Data excerpt:
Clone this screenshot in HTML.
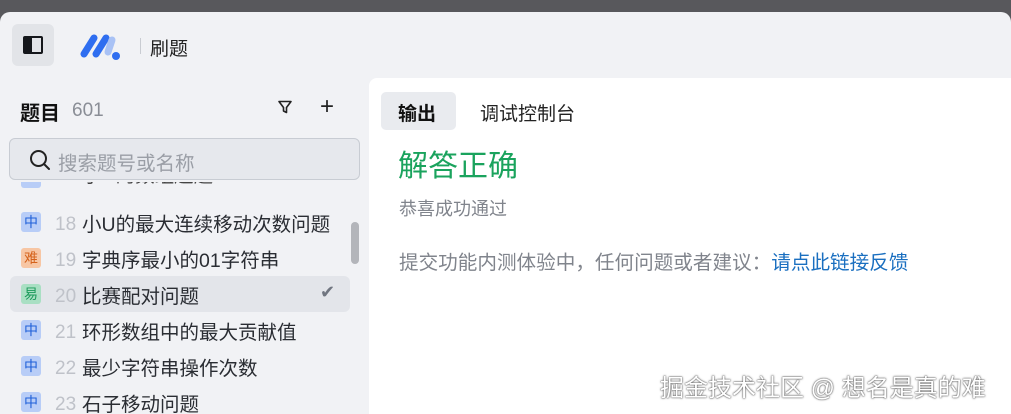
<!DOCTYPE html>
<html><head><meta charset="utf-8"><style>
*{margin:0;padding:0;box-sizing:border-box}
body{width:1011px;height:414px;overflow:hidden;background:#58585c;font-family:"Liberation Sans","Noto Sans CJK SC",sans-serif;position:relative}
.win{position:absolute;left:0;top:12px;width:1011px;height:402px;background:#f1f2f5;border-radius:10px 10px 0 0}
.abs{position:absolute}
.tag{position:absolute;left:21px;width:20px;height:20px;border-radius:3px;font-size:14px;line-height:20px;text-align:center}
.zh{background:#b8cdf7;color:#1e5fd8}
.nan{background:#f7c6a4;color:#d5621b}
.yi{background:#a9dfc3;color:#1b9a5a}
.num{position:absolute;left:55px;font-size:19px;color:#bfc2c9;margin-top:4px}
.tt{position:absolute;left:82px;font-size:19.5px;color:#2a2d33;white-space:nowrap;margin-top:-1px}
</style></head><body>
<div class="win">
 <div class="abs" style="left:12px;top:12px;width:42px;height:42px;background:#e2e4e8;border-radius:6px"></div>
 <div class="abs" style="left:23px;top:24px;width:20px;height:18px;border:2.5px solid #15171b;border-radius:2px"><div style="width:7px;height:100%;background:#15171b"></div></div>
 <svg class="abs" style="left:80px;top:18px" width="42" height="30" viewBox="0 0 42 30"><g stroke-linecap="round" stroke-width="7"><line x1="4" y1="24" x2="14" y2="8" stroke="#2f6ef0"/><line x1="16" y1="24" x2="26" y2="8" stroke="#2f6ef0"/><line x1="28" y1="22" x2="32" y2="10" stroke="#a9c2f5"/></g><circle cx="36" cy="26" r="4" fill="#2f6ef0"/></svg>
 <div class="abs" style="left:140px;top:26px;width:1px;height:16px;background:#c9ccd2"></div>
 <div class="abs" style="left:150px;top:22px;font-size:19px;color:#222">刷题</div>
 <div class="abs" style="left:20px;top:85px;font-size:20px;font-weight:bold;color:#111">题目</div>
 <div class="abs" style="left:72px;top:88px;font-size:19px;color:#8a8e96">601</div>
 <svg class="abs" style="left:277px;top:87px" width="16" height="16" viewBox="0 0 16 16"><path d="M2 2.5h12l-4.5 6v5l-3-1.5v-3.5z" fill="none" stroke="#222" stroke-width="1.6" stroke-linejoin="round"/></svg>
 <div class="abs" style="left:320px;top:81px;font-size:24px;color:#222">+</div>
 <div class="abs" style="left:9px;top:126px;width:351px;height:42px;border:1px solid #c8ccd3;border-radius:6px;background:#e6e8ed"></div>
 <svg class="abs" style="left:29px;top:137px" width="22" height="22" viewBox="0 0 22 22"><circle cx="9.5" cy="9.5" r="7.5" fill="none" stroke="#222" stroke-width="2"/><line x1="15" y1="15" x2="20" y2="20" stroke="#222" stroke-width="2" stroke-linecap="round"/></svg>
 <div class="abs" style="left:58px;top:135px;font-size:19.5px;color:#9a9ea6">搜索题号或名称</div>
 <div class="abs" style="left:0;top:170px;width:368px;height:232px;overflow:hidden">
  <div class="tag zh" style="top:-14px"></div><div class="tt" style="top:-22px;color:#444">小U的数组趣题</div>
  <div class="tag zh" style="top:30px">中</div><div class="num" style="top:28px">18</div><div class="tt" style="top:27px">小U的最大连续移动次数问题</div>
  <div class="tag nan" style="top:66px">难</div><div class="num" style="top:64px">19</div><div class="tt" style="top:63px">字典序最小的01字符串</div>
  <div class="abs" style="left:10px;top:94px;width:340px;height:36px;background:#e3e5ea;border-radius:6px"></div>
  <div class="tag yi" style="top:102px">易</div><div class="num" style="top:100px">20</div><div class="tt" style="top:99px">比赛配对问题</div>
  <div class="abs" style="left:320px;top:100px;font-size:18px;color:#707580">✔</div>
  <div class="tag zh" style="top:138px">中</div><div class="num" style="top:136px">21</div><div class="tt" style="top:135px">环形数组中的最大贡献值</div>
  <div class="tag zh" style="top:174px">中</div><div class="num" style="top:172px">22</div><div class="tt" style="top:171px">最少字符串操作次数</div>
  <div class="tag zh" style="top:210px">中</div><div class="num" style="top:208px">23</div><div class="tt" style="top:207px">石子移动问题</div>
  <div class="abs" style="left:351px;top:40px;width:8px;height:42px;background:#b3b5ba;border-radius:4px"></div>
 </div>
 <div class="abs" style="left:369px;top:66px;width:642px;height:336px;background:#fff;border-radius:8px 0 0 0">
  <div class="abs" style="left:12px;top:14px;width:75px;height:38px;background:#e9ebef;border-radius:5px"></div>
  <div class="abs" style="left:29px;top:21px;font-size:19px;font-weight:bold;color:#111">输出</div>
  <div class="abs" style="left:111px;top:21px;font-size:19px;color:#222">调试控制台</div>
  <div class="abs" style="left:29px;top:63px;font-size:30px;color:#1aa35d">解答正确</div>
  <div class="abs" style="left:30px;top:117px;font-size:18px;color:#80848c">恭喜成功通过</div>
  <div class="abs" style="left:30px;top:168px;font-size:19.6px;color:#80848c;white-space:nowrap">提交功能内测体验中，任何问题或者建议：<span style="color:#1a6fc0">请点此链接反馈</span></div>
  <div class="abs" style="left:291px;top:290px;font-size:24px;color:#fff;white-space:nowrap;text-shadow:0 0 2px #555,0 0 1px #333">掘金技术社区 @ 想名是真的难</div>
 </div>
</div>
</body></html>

Problem statement:
Without including any pictures, print all of the material exactly as given.

Response:
Clone this screenshot in HTML.
<!DOCTYPE html>
<html><head><meta charset="utf-8"><style>
*{margin:0;padding:0;box-sizing:border-box}
body{width:1011px;height:414px;overflow:hidden;background:#58585c;font-family:"Liberation Sans","Noto Sans CJK SC",sans-serif;position:relative}
.win{position:absolute;left:0;top:12px;width:1011px;height:402px;background:#f1f2f5;border-radius:10px 10px 0 0}
.abs{position:absolute}
.tag{position:absolute;left:21px;width:20px;height:20px;border-radius:3px;font-size:14px;line-height:20px;text-align:center}
.zh{background:#b8cdf7;color:#1e5fd8}
.nan{background:#f7c6a4;color:#d5621b}
.yi{background:#a9dfc3;color:#1b9a5a}
.num{position:absolute;left:55px;font-size:19px;color:#bfc2c9;margin-top:4px}
.tt{position:absolute;left:82px;font-size:19.5px;color:#2a2d33;white-space:nowrap;margin-top:-1px}
</style></head><body>
<div class="win">
 <div class="abs" style="left:12px;top:12px;width:42px;height:42px;background:#e2e4e8;border-radius:6px"></div>
 <div class="abs" style="left:23px;top:24px;width:20px;height:18px;border:2.5px solid #15171b;border-radius:2px"><div style="width:7px;height:100%;background:#15171b"></div></div>
 <svg class="abs" style="left:80px;top:18px" width="42" height="30" viewBox="0 0 42 30"><g stroke-linecap="round" stroke-width="7"><line x1="4" y1="24" x2="14" y2="8" stroke="#2f6ef0"/><line x1="16" y1="24" x2="26" y2="8" stroke="#2f6ef0"/><line x1="28" y1="22" x2="32" y2="10" stroke="#a9c2f5"/></g><circle cx="36" cy="26" r="4" fill="#2f6ef0"/></svg>
 <div class="abs" style="left:140px;top:26px;width:1px;height:16px;background:#c9ccd2"></div>
 <div class="abs" style="left:150px;top:22px;font-size:19px;color:#222">刷题</div>
 <div class="abs" style="left:20px;top:85px;font-size:20px;font-weight:bold;color:#111">题目</div>
 <div class="abs" style="left:72px;top:88px;font-size:19px;color:#8a8e96">601</div>
 <svg class="abs" style="left:277px;top:87px" width="16" height="16" viewBox="0 0 16 16"><path d="M2 2.5h12l-4.5 6v5l-3-1.5v-3.5z" fill="none" stroke="#222" stroke-width="1.6" stroke-linejoin="round"/></svg>
 <div class="abs" style="left:320px;top:81px;font-size:24px;color:#222">+</div>
 <div class="abs" style="left:9px;top:126px;width:351px;height:42px;border:1px solid #c8ccd3;border-radius:6px;background:#e6e8ed"></div>
 <svg class="abs" style="left:29px;top:137px" width="22" height="22" viewBox="0 0 22 22"><circle cx="9.5" cy="9.5" r="7.5" fill="none" stroke="#222" stroke-width="2"/><line x1="15" y1="15" x2="20" y2="20" stroke="#222" stroke-width="2" stroke-linecap="round"/></svg>
 <div class="abs" style="left:58px;top:135px;font-size:19.5px;color:#9a9ea6">搜索题号或名称</div>
 <div class="abs" style="left:0;top:170px;width:368px;height:232px;overflow:hidden">
  <div class="tag zh" style="top:-14px"></div><div class="tt" style="top:-22px;color:#444">小U的数组趣题</div>
  <div class="tag zh" style="top:30px">中</div><div class="num" style="top:28px">18</div><div class="tt" style="top:27px">小U的最大连续移动次数问题</div>
  <div class="tag nan" style="top:66px">难</div><div class="num" style="top:64px">19</div><div class="tt" style="top:63px">字典序最小的01字符串</div>
  <div class="abs" style="left:10px;top:94px;width:340px;height:36px;background:#e3e5ea;border-radius:6px"></div>
  <div class="tag yi" style="top:102px">易</div><div class="num" style="top:100px">20</div><div class="tt" style="top:99px">比赛配对问题</div>
  <div class="abs" style="left:320px;top:100px;font-size:18px;color:#707580">✔</div>
  <div class="tag zh" style="top:138px">中</div><div class="num" style="top:136px">21</div><div class="tt" style="top:135px">环形数组中的最大贡献值</div>
  <div class="tag zh" style="top:174px">中</div><div class="num" style="top:172px">22</div><div class="tt" style="top:171px">最少字符串操作次数</div>
  <div class="tag zh" style="top:210px">中</div><div class="num" style="top:208px">23</div><div class="tt" style="top:207px">石子移动问题</div>
  <div class="abs" style="left:351px;top:40px;width:8px;height:42px;background:#b3b5ba;border-radius:4px"></div>
 </div>
 <div class="abs" style="left:369px;top:66px;width:642px;height:336px;background:#fff;border-radius:8px 0 0 0">
  <div class="abs" style="left:12px;top:14px;width:75px;height:38px;background:#e9ebef;border-radius:5px"></div>
  <div class="abs" style="left:29px;top:21px;font-size:19px;font-weight:bold;color:#111">输出</div>
  <div class="abs" style="left:111px;top:21px;font-size:19px;color:#222">调试控制台</div>
  <div class="abs" style="left:29px;top:63px;font-size:30px;color:#1aa35d">解答正确</div>
  <div class="abs" style="left:30px;top:117px;font-size:18px;color:#80848c">恭喜成功通过</div>
  <div class="abs" style="left:30px;top:168px;font-size:19.6px;color:#80848c;white-space:nowrap">提交功能内测体验中，任何问题或者建议：<span style="color:#1a6fc0">请点此链接反馈</span></div>
  <div class="abs" style="left:291px;top:290px;font-size:24px;color:#fff;white-space:nowrap;text-shadow:0 0 2px #555,0 0 1px #333">掘金技术社区 @ 想名是真的难</div>
 </div>
</div>
</body></html>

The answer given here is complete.